Photo courtesy Michael Ricci
I am disappointed in the New Jersey Family court system for making parenting decisions for my daughter, as if they know what is best for her. The bottom line is, she made a mistake when she got kicked out of her internship program. There are consequences for her actions. She didn’t want to abide by our rules, so she left. We asked her several times to come home and she never did. It makes my blood boil listening to a judge tell me that my daughter can go to any school in country she wants to, have no relationship with her parents, and we have to pay! We offered in-state tuition and she wants to go out of state. Common sense would say she should pay for it. The law is ridiculous. My ex and I have met with legislators who are writing a new bill that protects parents from this happening again. Do you realize that if you are married in the state of New Jersey, you are not under any legal obligation to pay for college?
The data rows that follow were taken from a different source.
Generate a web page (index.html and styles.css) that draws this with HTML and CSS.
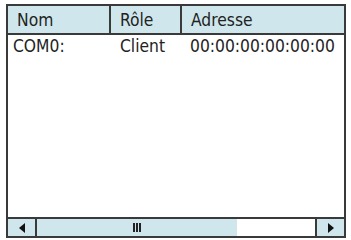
FILE: index.html
```html
<!DOCTYPE html>
<html lang="fr">
<head>
    <meta charset="UTF-8">
    <title>Liste des ports</title>
    <link rel="stylesheet" href="styles.css">
</head>
<body>
    <div class="listview">
        <div class="header">
            <div class="col col-nom">Nom</div>
            <div class="col col-role">Rôle</div>
            <div class="col col-addr">Adresse</div>
        </div>
        <div class="rows">
            <div class="row">
                <div class="cell col-nom">COM0:</div>
                <div class="cell col-role">Client</div>
                <div class="cell col-addr">00:00:00:00:00:00</div>
            </div>
        </div>
        <div class="hscroll">
            <div class="btn btn-left"><span class="arrow-left"></span></div>
            <div class="thumb"><span class="grip"></span></div>
            <div class="track"></div>
            <div class="btn btn-right"><span class="arrow-right"></span></div>
        </div>
    </div>
</body>
</html>
```
FILE: styles.css
```css
body {
    margin: 0;
    background: #fff;
    font-family: "DejaVu Sans Condensed", "DejaVu Sans", sans-serif;
    font-size: 17.3px;
    color: #222;
}
.listview {
    margin: 4px 0 0 6px;
    width: 336px;
    height: 230px;
    border: 2px solid #3a3a3a;
    display: flex;
    flex-direction: column;
    background: #fff;
}
.header {
    display: flex;
    height: 27px;
    background: #cfe7ec;
    border-bottom: 2px solid #3a3a3a;
}
.col {
    padding-left: 9px;
    padding-top: 2px;
    line-height: 25px;
}
.col-nom {
    width: 103px;
    box-sizing: border-box;
}
.col-role {
    width: 71px;
    box-sizing: border-box;
}
.col-addr {
    flex: 1;
}
.header .col-nom,
.header .col-role {
    border-right: 2px solid #3a3a3a;
}
.rows {
    flex: 1;
}
.row {
    display: flex;
    height: 23px;
    line-height: 23px;
}
.cell {
    padding-left: 5px;
    white-space: nowrap;
}
.row .col-role {
    padding-left: 9px;
}
.row .col-addr {
    padding-left: 8px;
}
.hscroll {
    display: flex;
    height: 17px;
    border-top: 2px solid #3a3a3a;
}
.btn {
    width: 27px;
    background: #cfe7ec;
    display: flex;
    align-items: center;
    justify-content: center;
}
.btn-left {
    border-right: 2px solid #3a3a3a;
}
.btn-right {
    border-left: 2px solid #3a3a3a;
}
.arrow-left {
    border-top: 5px solid transparent;
    border-bottom: 5px solid transparent;
    border-right: 6px solid #111;
}
.arrow-right {
    border-top: 5px solid transparent;
    border-bottom: 5px solid transparent;
    border-left: 6px solid #111;
}
.thumb {
    width: 200px;
    background: #cfe7ec;
    display: flex;
    align-items: center;
    justify-content: center;
}
.grip {
    width: 2px;
    height: 9px;
    background: #222;
    box-shadow: 3px 0 0 #222, 6px 0 0 #222;
    margin-right: 6px;
}
.track {
    flex: 1;
    background: #fff;
}
```
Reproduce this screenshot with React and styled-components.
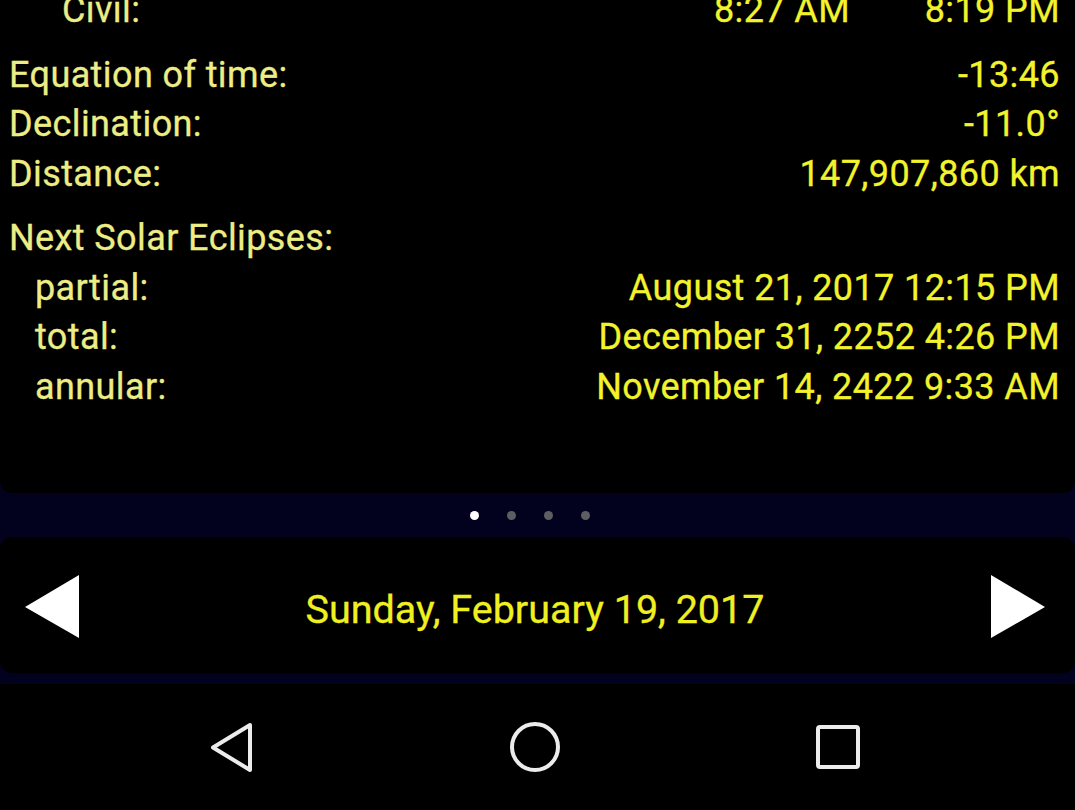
import React from "react";
import styled, { createGlobalStyle } from "styled-components";

const Global = createGlobalStyle`
  html, body { margin: 0; padding: 0; background: #02021e; }
  body { font-family: Roboto, "Noto Sans", "Liberation Sans", sans-serif; }
`;

const Screen = styled.div`
  width: 1075px;
  height: 810px;
  overflow: hidden;
  background: #02021e;
  display: flex;
  flex-direction: column;
`;

const InfoPanel = styled.div`
  background: #000;
  border-radius: 0 0 12px 12px;
  height: 493px;
  flex-shrink: 0;
  overflow: hidden;
  padding: 0 15px 0 9px;
  box-sizing: border-box;
`;

const Scroller = styled.div`
  margin-top: -14px;
  display: flex;
  flex-direction: column;
  gap: 15px;
`;

const Section = styled.div`
  display: flex;
  flex-direction: column;
`;

const Row = styled.div`
  display: flex;
  align-items: baseline;
  font-size: 36px;
  letter-spacing: 0.4px;
  line-height: 49.5px;
  white-space: nowrap;
  -webkit-text-stroke: 0.3px currentColor;
`;

const Label = styled.span`
  color: #eded86;
  padding-left: ${(p) => p.$indent || 0}px;
  flex: 1;
`;

const Value = styled.span`
  color: #f3f32c;
  text-align: right;
  width: ${(p) => (p.$w ? `${p.$w}px` : "auto")};
`;

const Dots = styled.div`
  height: 44px;
  flex-shrink: 0;
  display: flex;
  align-items: center;
  justify-content: center;
  gap: 28px;
  padding-right: 16px;
`;

const Dot = styled.span`
  width: 9px;
  height: 9px;
  border-radius: 50%;
  background: ${(p) => (p.$active ? "#ffffff" : "#5e5e62")};
`;

const DatePanel = styled.div`
  background: #000;
  border-radius: 12px;
  height: 136px;
  flex-shrink: 0;
  display: flex;
  align-items: center;
  justify-content: space-between;
  padding: 0 30px 0 25px;
  box-sizing: border-box;
`;

const ArrowBtn = styled.button`
  background: none;
  border: 0;
  padding: 0;
  width: 54px;
  height: 63px;
  display: flex;
  margin-top: 3px;
`;

const DateText = styled.div`
  color: #f0f020;
  font-size: 39.5px;
  margin-top: 9px;
  -webkit-text-stroke: 0.3px currentColor;
`;

const NavBar = styled.div`
  margin-top: 11px;
  flex: 1;
  background: #000;
  display: flex;
  align-items: center;
  justify-content: center;
  padding-right: 6px;
`;

const NavSlot = styled.div`
  width: 303px;
  display: flex;
  justify-content: center;
`;

const NavIcon = styled.svg`
  display: block;
`;

const Left = () => (
  <svg width="54" height="63" viewBox="0 0 54 63">
    <polygon points="54,0 54,63 0,32" fill="#fff" />
  </svg>
);

const RightA = () => (
  <svg width="54" height="63" viewBox="0 0 54 63">
    <polygon points="0,0 0,63 54,32" fill="#fff" />
  </svg>
);

export default function App() {
  return (
    <>
      <Global />
      <Screen>
        <InfoPanel>
          <Scroller>
            <Section>
              <Row>
                <Label $indent={53}>Civil:</Label>
                <Value>8:27 AM</Value>
                <Value $w={210}>8:19 PM</Value>
              </Row>
            </Section>
            <Section>
              <Row>
                <Label>Equation of time:</Label>
                <Value>-13:46</Value>
              </Row>
              <Row>
                <Label>Declination:</Label>
                <Value>-11.0°</Value>
              </Row>
              <Row>
                <Label>Distance:</Label>
                <Value>147,907,860 km</Value>
              </Row>
            </Section>
            <Section>
              <Row>
                <Label>Next Solar Eclipses:</Label>
              </Row>
              <Row>
                <Label $indent={26}>partial:</Label>
                <Value>August 21, 2017 12:15 PM</Value>
              </Row>
              <Row>
                <Label $indent={26}>total:</Label>
                <Value>December 31, 2252 4:26 PM</Value>
              </Row>
              <Row>
                <Label $indent={26}>annular:</Label>
                <Value>November 14, 2422 9:33 AM</Value>
              </Row>
            </Section>
          </Scroller>
        </InfoPanel>
        <Dots>
          <Dot $active />
          <Dot />
          <Dot />
          <Dot />
        </Dots>
        <DatePanel>
          <ArrowBtn aria-label="previous day">
            <Left />
          </ArrowBtn>
          <DateText>Sunday, February 19, 2017</DateText>
          <ArrowBtn aria-label="next day">
            <RightA />
          </ArrowBtn>
        </DatePanel>
        <NavBar>
          <NavSlot>
            <NavIcon width="48" height="54" viewBox="0 0 48 54">
              <path d="M42 5 L42 50 L5 27.5 Z" fill="none" stroke="#ececec" strokeWidth="4" strokeLinejoin="round" />
            </NavIcon>
          </NavSlot>
          <NavSlot>
            <NavIcon width="54" height="54" viewBox="0 0 54 54">
              <circle cx="27" cy="27" r="23" fill="none" stroke="#ececec" strokeWidth="4" />
            </NavIcon>
          </NavSlot>
          <NavSlot>
            <NavIcon width="46" height="46" viewBox="0 0 46 46">
              <rect x="3" y="3" width="40" height="40" rx="2" fill="none" stroke="#ececec" strokeWidth="4" />
            </NavIcon>
          </NavSlot>
        </NavBar>
      </Screen>
    </>
  );
}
But, if you get divorced, you must contribute? Please, someone tell me how that makes sense. Not only do you have to pay, but apparently you have to pay for any college they want to go to, anywhere in the country. My ex and I have five kids between us, a mortgage, and other expenses. Why don’t they take any of that into account?
People who are following this story have been quick to blame Caitlyn exclusively. Each and every story I read is followed by hundreds or even thousands of horrible comments about my daughter and what a brat she is.
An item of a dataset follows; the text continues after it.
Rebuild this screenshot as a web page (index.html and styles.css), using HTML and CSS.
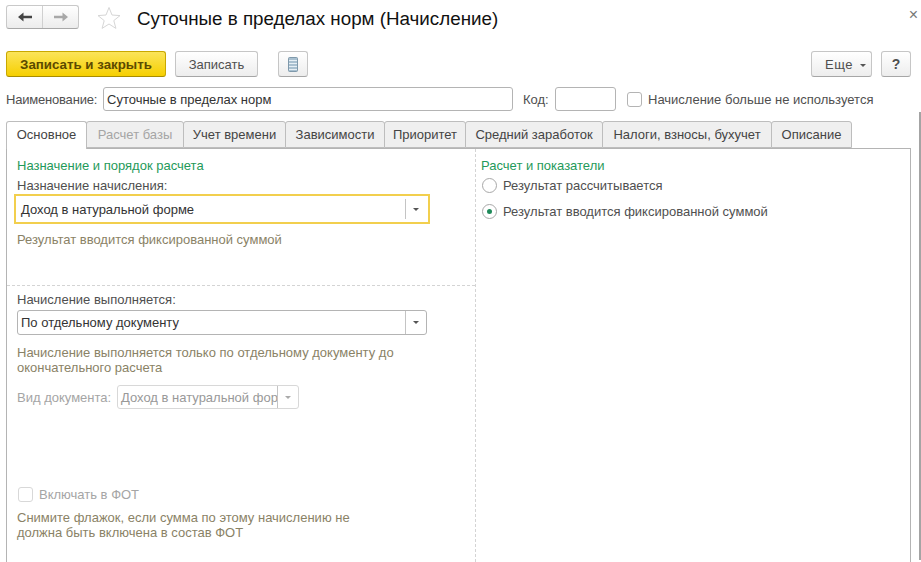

Photo courtesy of Michael Ricci
While I absolutely place blame on Caitlyn for this, the majority of it lies with her grandparents, who have fostered and even financed this debacle while she lives at their house. What kind of people encourage their granddaughter to sue her own parents…their son? Most days I am sad, even depressed, that something so private is now so public. It’s only when I’m home with my wife or coaching my basketball players that I feel like myself. My ex and I want to help our daughter, we want her to be successful in life, but we would also like to have some influence in her life.
Maura and I are Caitlyn’s parents, so we want to have input and involvement in her decisions. Caitlyn, her attorney, and her grandparents want money. That’s it. The judge asked me in court on Monday if I had a college plan for my daughter. I presented the plan that includes financial help along with moving home and attending counseling. He asked the same of my daughter. Her response, “I want them to pay for college.” The entire thing makes me sick to my stomach.
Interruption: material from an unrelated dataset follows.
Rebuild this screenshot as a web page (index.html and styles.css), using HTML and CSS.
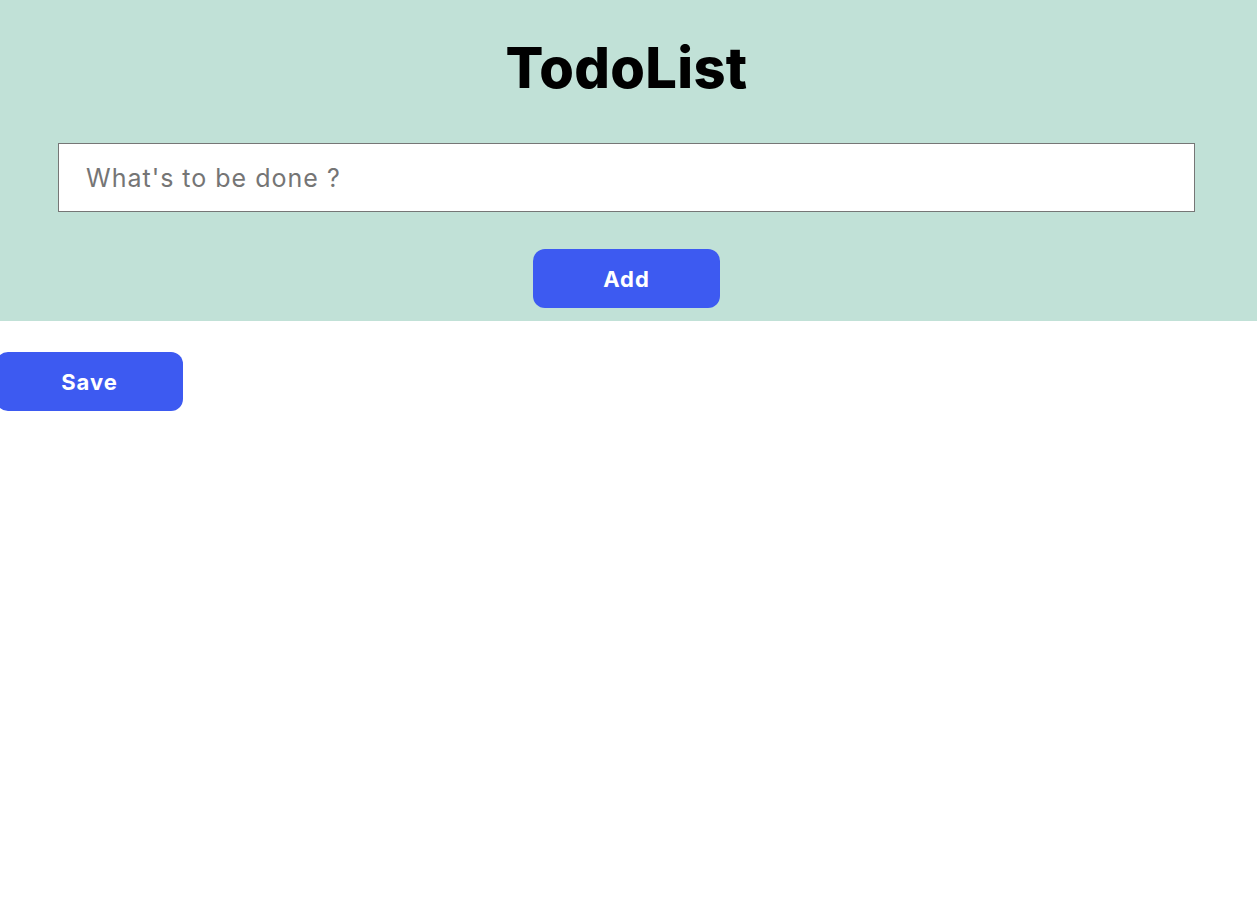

Caitlyn Ricci’s lawyer, Andrew Rochester, provided the following statement to Yahoo Parenting: “Since Caitlyn has moved in with her grandparents she has gotten into no trouble and her grades have gone up. She is a solid A/B college student and works a 30-hour job. Mr. Ricci should be proud of her accomplishments instead of disparaging because he doesn’t want to pay for her education. It really doesn’t matter if Caitlyn was going to Temple , Rutgers, Montclair State, or Harvard, Mr. Ricci has made clear he wasn’t going to pay no matter what school Caitlyn went to. Mr. Ricci and Ms. McGarvey, based on their incomes, certainly have ability to pay, and we gave them options not to pay cash out of hand and they decided not to avail themselves of those options.”